Given information:

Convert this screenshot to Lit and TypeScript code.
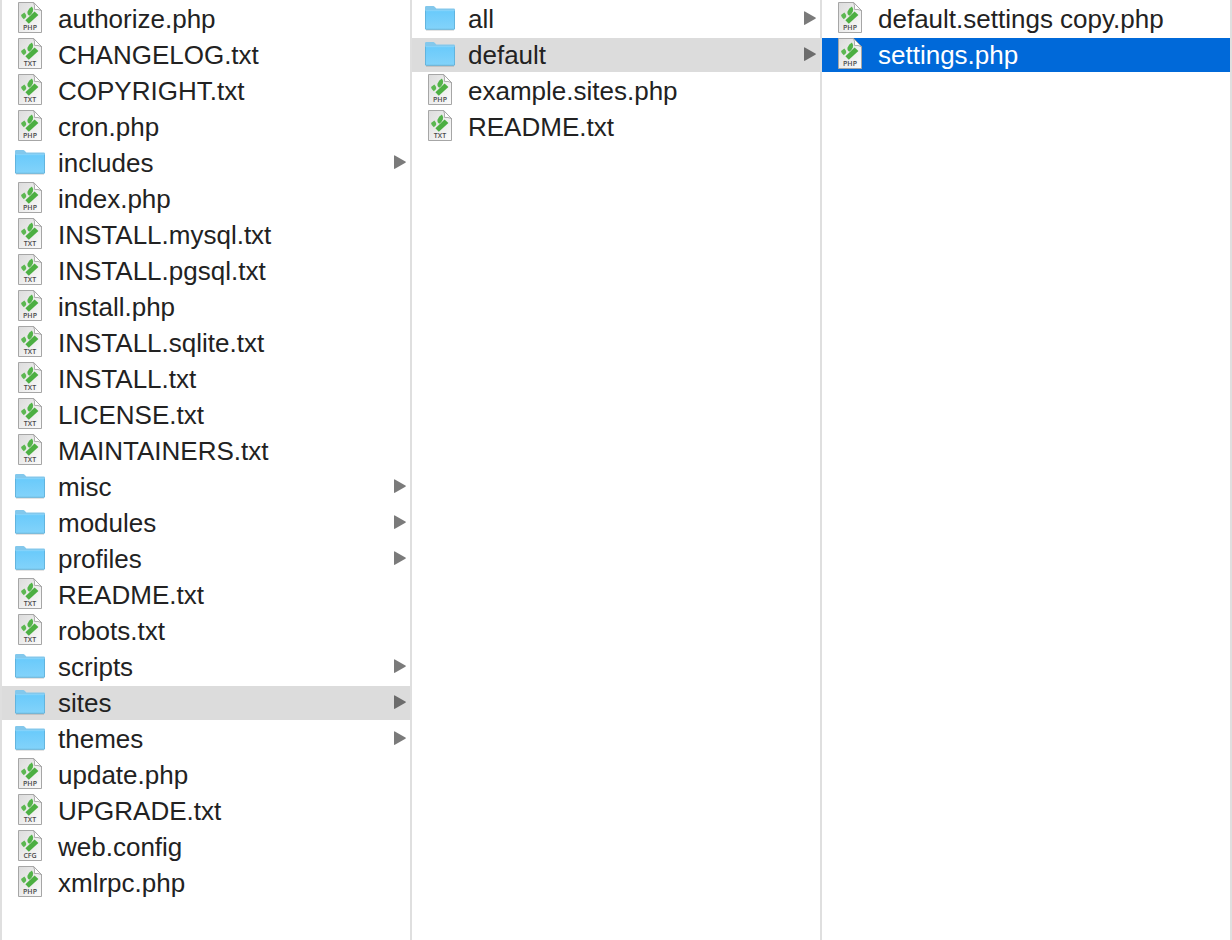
import { LitElement, html, svg, css, nothing } from "lit";
import { customElement, property, state } from "lit/decorators.js";
import { classMap } from "lit/directives/class-map.js";

@customElement("entry-icon")
class EntryIcon extends LitElement {
  @property() name = "";

  static styles = css`
    :host {
      display: block;
      flex: none;
    }
    svg {
      display: block;
    }
    .label {
      font-family: "Open Sans", sans-serif;
      font-size: 7px;
      font-weight: 600;
      fill: #4a4a4a;
      text-anchor: middle;
    }
  `;

  folder() {
    return svg`
      <defs>
        <linearGradient id="front" x1="0" y1="0" x2="0" y2="1">
          <stop offset="0" stop-color="#69cafb"></stop>
          <stop offset="1" stop-color="#83d3fa"></stop>
        </linearGradient>
      </defs>
      <path d="M1 28H29" stroke="#000" stroke-opacity=".16" stroke-width="1.4"></path>
      <path d="M0 8V5.2Q0 4 1.2 4H8.2Q9.2 4 9.9 4.9L11.4 6.4H28.8Q30 6.4 30 7.6V12H0Z" fill="#83c8ec"></path>
      <path d="M0 9.2Q0 8.4 .8 8.4H29.2Q30 8.4 30 9.2V26.4Q30 27.6 28.8 27.6H1.2Q0 27.6 0 26.4Z" fill="url(#front)"></path>
      <path d="M.4 8.6V26.2Q.4 27.3 1.3 27.3H28.7Q29.6 27.3 29.6 26.2V8.6" fill="none" stroke="#5ba9d2" stroke-width=".8"></path>
      <path d="M.6 8.7H29.4" stroke="#96dcff" stroke-width=".6"></path>`;
  }

  file(ext: string) {
    return svg`
      <defs>
        <linearGradient id="paper" x1="0" y1="0" x2="1" y2="1">
          <stop offset="0" stop-color="#dcdcdc"></stop>
          <stop offset=".5" stop-color="#ececec"></stop>
          <stop offset="1" stop-color="#fbfbfb"></stop>
        </linearGradient>
      </defs>
      <path d="M3.5 .5H18.6L26.5 8.6V30.5H3.5Z" fill="url(#paper)" stroke="#a6a6a6"></path>
      <path d="M18.6 .5Q20.2 4 19.4 7.4Q23 7 26.5 8.6Z" fill="#fff" stroke="#999" stroke-width=".8"></path>
      <path d="M10.4 18.2L19.6 9.6L23.4 13L13.8 21.8Z" fill="#4caf42"></path>
      <path d="M12.6 9.4Q13.8 6 17 4.6Q18.6 6.6 17.8 9.6Q16.8 12.4 14.4 13.8Q11.8 12 12.6 9.4Z" fill="#52b449"></path>
      <path d="M6 13L9.4 10.6Q11.4 12.6 11.2 15L8.8 17.2Q6.2 15.4 6 13Z" fill="#5cb852"></path>
      <text class="label" x="15" y="28">${ext}</text>`;
  }

  render() {
    const dot = this.name.lastIndexOf(".");
    const ext = this.name.endsWith("config") ? "CFG" : this.name.slice(dot + 1).toUpperCase();
    return html`<svg width="30" height="34" viewBox="0 0 30 34" aria-hidden="true">
      ${dot < 0 ? this.folder() : this.file(ext)}
    </svg>`;
  }
}

interface Column {
  names: string[];
  selected: string;
}

@customElement("app-root")
class AppRoot extends LitElement {
  @state() columns: Column[] = [
    {
      names: [
        "authorize.php", "CHANGELOG.txt", "COPYRIGHT.txt", "cron.php", "includes",
        "index.php", "INSTALL.mysql.txt", "INSTALL.pgsql.txt", "install.php",
        "INSTALL.sqlite.txt", "INSTALL.txt", "LICENSE.txt", "MAINTAINERS.txt",
        "misc", "modules", "profiles", "README.txt", "robots.txt", "scripts",
        "sites", "themes", "update.php", "UPGRADE.txt", "web.config", "xmlrpc.php",
      ],
      selected: "sites",
    },
    { names: ["all", "default", "example.sites.php", "README.txt"], selected: "default" },
    { names: ["default.settings copy.php", "settings.php"], selected: "settings.php" },
  ];

  static styles = css`
    :host {
      display: grid;
      grid-template-columns: repeat(3, minmax(0, 1fr));
      box-sizing: border-box;
      min-height: 100vh;
      border-right: 2px solid #dfdfdf;
      background: #fff;
      color: #222;
      font-family: "Liberation Sans", Arial, sans-serif;
    }
    .column {
      display: flex;
      flex-direction: column;
      gap: 2px;
      margin: 0;
      padding: 2px 0;
      border-left: 2px solid #dfdfdf;
      list-style: none;
    }
    .row {
      display: flex;
      align-items: center;
      width: 100%;
      height: 34px;
      padding: 0 4px 0 13px;
      border: 0;
      background: none;
      color: inherit;
      font-family: inherit;
      font-size: 26px;
      line-height: 34px;
      text-align: left;
    }
    .path {
      background: #dcdcdc;
    }
    .active {
      background: #0069d9;
      color: #fff;
    }
    .name {
      flex: 1;
      min-width: 0;
      padding-left: 13px;
      overflow: hidden;
      text-overflow: ellipsis;
      white-space: nowrap;
    }
    .arrow {
      flex: none;
      fill: #7b7b7b;
    }
    .path .arrow {
      fill: #6c6c6c;
    }
  `;

  select(index: number, name: string) {
    this.columns = this.columns.map((c, i) => (i === index ? { ...c, selected: name } : c));
  }

  render() {
    const last = this.columns.length - 1;
    return this.columns.map(
      (column, i) => html`<ul class="column">
        ${column.names.map((name) => {
          const on = name === column.selected;
          return html`<li>
            <button
              class=${classMap({ row: true, path: on && i < last, active: on && i === last })}
              type="button"
              @click=${() => this.select(i, name)}
            >
              <entry-icon name=${name}></entry-icon>
              <span class="name">${name}</span>
              ${name.includes(".")
                ? nothing
                : html`<svg class="arrow" width="12" height="16" viewBox="0 0 12 16" aria-hidden="true">
                    <path d="M0 .9Q0 0 .9 .4L11.4 6.5Q12.4 7.1 11.4 7.7L.9 13.8Q0 14.2 0 13.3Z"></path>
                  </svg>`}
            </button>
          </li>`;
        })}
      </ul>`
    );
  }
}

Problem requirements:
Scan the listing above. Gather each line that contains the word "this".

Finished task:
Convert this screenshot to Lit and TypeScript code.
    const dot = this.name.lastIndexOf(".");
    const ext = this.name.endsWith("config") ? "CFG" : this.name.slice(dot + 1).toUpperCase();
      ${dot < 0 ? this.folder() : this.file(ext)}
    this.columns = this.columns.map((c, i) => (i === index ? { ...c, selected: name } : c));
    const last = this.columns.length - 1;
    return this.columns.map(
              @click=${() => this.select(i, name)}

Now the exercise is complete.